The court also found that Defendants used improper means to obtain the trade secrets. They did so by inducing the affiliates and brokers to breach confidentiality agreements that protected customer lists and other information about customer preferences and histories and engaged in a scheme to deprive plaintiffs of commissions and business opportunities. “These allegations,” held the court, were “sufficient to plead improper means.” Citations omitted.
In sustaining the claim, the court rejected Defendants’ argument that the type of conduct meant by improper manner is “limited to ‘industrial espionage.’” While “industrial espionage may undoubtedly support a claim for misappropriation of trade secrets [,]” the court noted that “other tortious and wrongful acts, whether or not considered espionage, may constitute improper means.” As noted, the court found that Plaintiffs adequately pled “improper means by alleging that defendants paid the G&E brokers to induce them to violate their confidentiality agreements and to disclose plaintiffs’ trade secrets to defendants in order to divert plaintiffs’ business opportunities.”

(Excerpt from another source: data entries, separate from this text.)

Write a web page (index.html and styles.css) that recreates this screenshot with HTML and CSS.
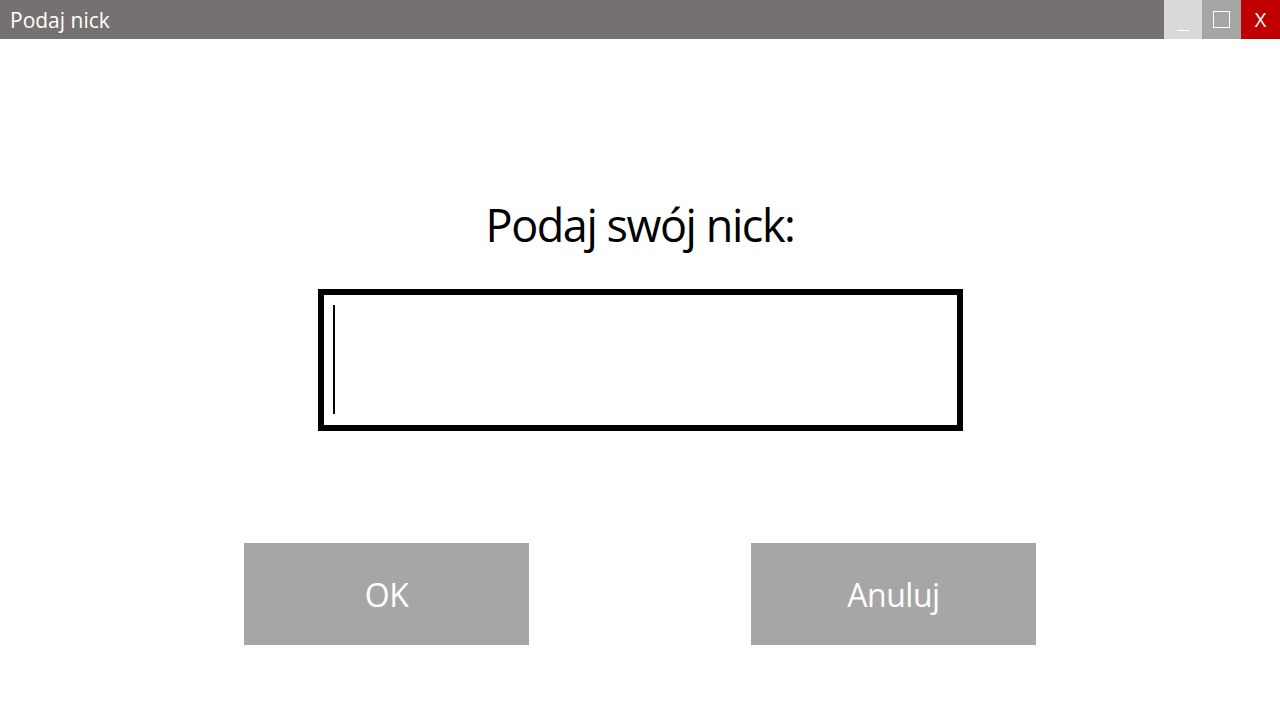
FILE: index.html
```html
<!DOCTYPE html>
<html lang="pl">
<head>
<meta charset="utf-8">
<title>Podaj nick</title>
<link rel="stylesheet" href="styles.css">
</head>
<body>
<div class="window">
  <header class="titlebar">
    <span class="title">Podaj nick</span>
    <div class="controls">
      <button class="ctl min"><span class="min-line"></span></button>
      <button class="ctl max"><span class="max-box"></span></button>
      <button class="ctl close">X</button>
    </div>
  </header>
  <main class="content">
    <h1 class="prompt">Podaj swój nick:</h1>
    <div class="field"><span class="caret"></span></div>
    <div class="actions">
      <button class="btn">OK</button>
      <button class="btn">Anuluj</button>
    </div>
  </main>
</div>
</body>
</html>
```
FILE: styles.css
```css
* { box-sizing: border-box; }
html, body { margin: 0; padding: 0; }
body {
  width: 1280px;
  height: 720px;
  background: #ffffff;
  font-family: "Open Sans", "Noto Sans", sans-serif;
  overflow: hidden;
}
.window { display: flex; flex-direction: column; height: 720px; }
.titlebar {
  height: 39px;
  background: #767171;
  display: flex;
  align-items: center;
  justify-content: space-between;
}
.title {
  color: #ffffff;
  font-size: 21px;
  padding-left: 10px;
}
.controls { display: flex; height: 39px; }
.ctl {
  border: 0;
  margin: 0;
  padding: 0;
  height: 39px;
  display: flex;
  align-items: center;
  justify-content: center;
  font-family: inherit;
}
.min { width: 38px; background: #d9d9d9; }
.min-line { width: 12px; height: 1px; background: #ffffff; margin-top: 21px; }
.max { width: 39px; background: #a6a6a6; }
.max-box { width: 17px; height: 17px; border: 1px solid #ffffff; }
.close { width: 39px; background: #c00000; color: #ffffff; font-size: 20px; }
.content {
  flex: 1;
  display: flex;
  flex-direction: column;
  align-items: center;
}
.prompt {
  margin: 163px 0 0 0;
  font-weight: 400;
  font-size: 45px;
  line-height: 1;
  color: #000000;
  letter-spacing: -1.45px;
  height: 87px;
}
.field {
  width: 645px;
  height: 142px;
  border: 6px solid #000000;
  padding: 10px 0 0 9px;
}
.caret { display: block; width: 2px; height: 109px; background: #000000; }
.actions {
  margin-top: 112px;
  display: flex;
  gap: 222px;
}
.btn {
  width: 285px;
  height: 102px;
  background: #a6a6a6;
  border: 0;
  color: #ffffff;
  font-family: inherit;
  font-size: 32px;
  letter-spacing: -0.5px;
  padding: 0;
}
```
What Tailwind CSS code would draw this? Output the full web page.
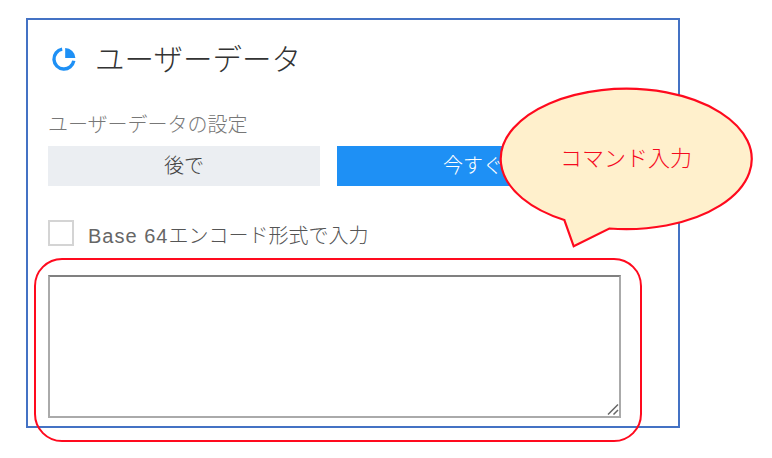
<!DOCTYPE html>
<html lang="ja">
<head>
<meta charset="utf-8">
<script src="https://cdn.jsdelivr.net/npm/@tailwindcss/browser@4"></script>
</head>
<body class="bg-white">
<div class="relative w-[772px] h-[458px] overflow-hidden pt-[18px] pl-[26px] font-['Liberation_Sans','Noto_Sans_CJK_JP',sans-serif]">
  <main class="w-[654px] h-[410px] border-2 border-[#4472c4] pt-[19px] pl-5 pr-[57px] flex flex-col">
    <header class="flex items-center gap-[19px] h-[40px] pl-[4px]">
      <svg class="w-6 h-6" viewBox="0 0 24 24" fill="none"><path d="M10.2 2.2A10 10 0 1 0 21.8 13.8" stroke="#1e90f5" stroke-width="3.4"/><path d="M13.2 1A10.5 10.5 0 0 1 23.4 11H13.2Z" fill="#1e90f5"/></svg>
      <h1 class="text-[29.5px] leading-[40px] text-[#333] font-light mt-[2px]">ユーザーデータ</h1>
    </header>
    <p class="mt-[32px] text-[20px] leading-[28px] text-[#777] font-light">ユーザーデータの設定</p>
    <div class="mt-[7px] grid grid-cols-2 gap-[17px] w-[561px]">
      <button class="h-10 bg-[#ebeef2] text-[20px] text-[#444] font-light">後で</button>
      <button class="h-10 bg-[#1e90f5] text-[20px] text-white font-light">今すぐ</button>
    </div>
    <label class="mt-[34px] flex items-center gap-[14px] h-[26px]">
      <span class="w-[26px] h-[26px] border-2 border-[#d4d4d4] bg-white"></span>
      <span class="text-[20px] text-[#555] font-light mt-[6px]"><span class="tracking-[1px] text-[#666]">Base 64</span>エンコード形式で入力</span>
    </label>
    <div class="relative mt-[29px] w-[573px] h-[143px]">
      <textarea class="block w-full h-full resize-none border-2 border-[#aaa] border-t-[#808080] bg-white"></textarea>
      <svg class="absolute right-[2px] bottom-[3px] w-[12px] h-[12px]" viewBox="0 0 12 12" fill="none" stroke="#666" stroke-width="1.5"><path d="M1 11.5L11 1.5M6.5 11.5L11 7"/></svg>
    </div>
  </main>
  <div class="absolute left-[34px] top-[258px] w-[608px] h-[184px] border-2 border-[#ff0a1e] rounded-[28px]"></div>
  <svg class="absolute left-0 top-0 w-[772px] h-[458px]" viewBox="0 0 772 458" fill="none">
    <path d="M564.3 220A125.5 70.2 0 1 1 609.3 228.5L573.7 246.3Z" fill="#fff0cc" stroke="#ff0a1e" stroke-width="2.2"/>
  </svg>
  <div class="absolute left-[501px] top-[144px] w-[250px] text-center text-[22px] leading-[30px] text-[#f50a1e] font-light">コマンド入力</div>
</div>
</body>
</html>
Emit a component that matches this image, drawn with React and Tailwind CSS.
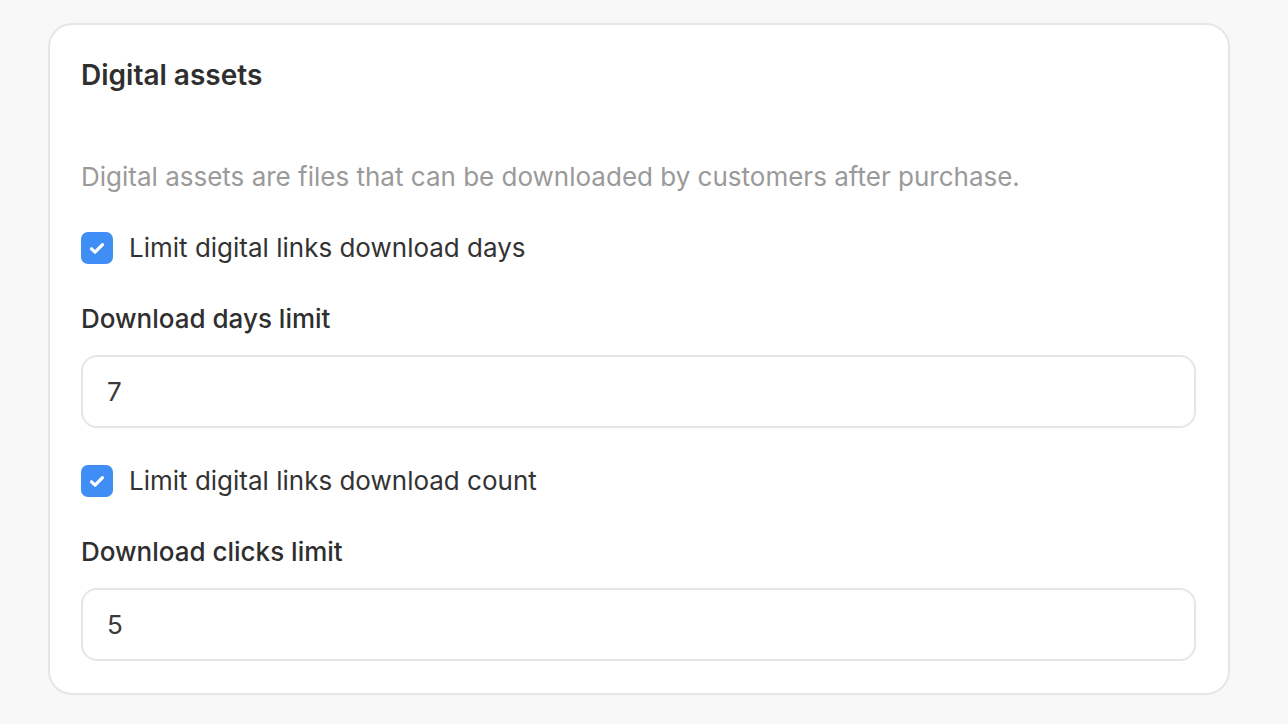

The First Department’s Decision
The First Department unanimously reversed the motion court’s order granting the motion to dismiss as to the theft of trade secrets, aiding and abetting breach of the duty of fidelity and injunctive relief causes of action, and otherwise affirmed the remainder of the decision.
As to the claim for the misappropriation of trade secrets, the Court held that it should have been dismissed, finding that the means used to obtain the customer lists were not improper. In this regard, the Court noted that offering the brokers “competitive compensation” is not wrongful.
BGC Partners teaches that pleading an improper manner is not as easy as it seems. The plaintiff must show that the conduct used to misappropriate the trade secret was wrongful. Conduct that is considered customary or acceptable within the subject industry – such as offering lucrative compensation packages as an incentive to convince a broker to join another firm – is not wrongful or improper. More is needed.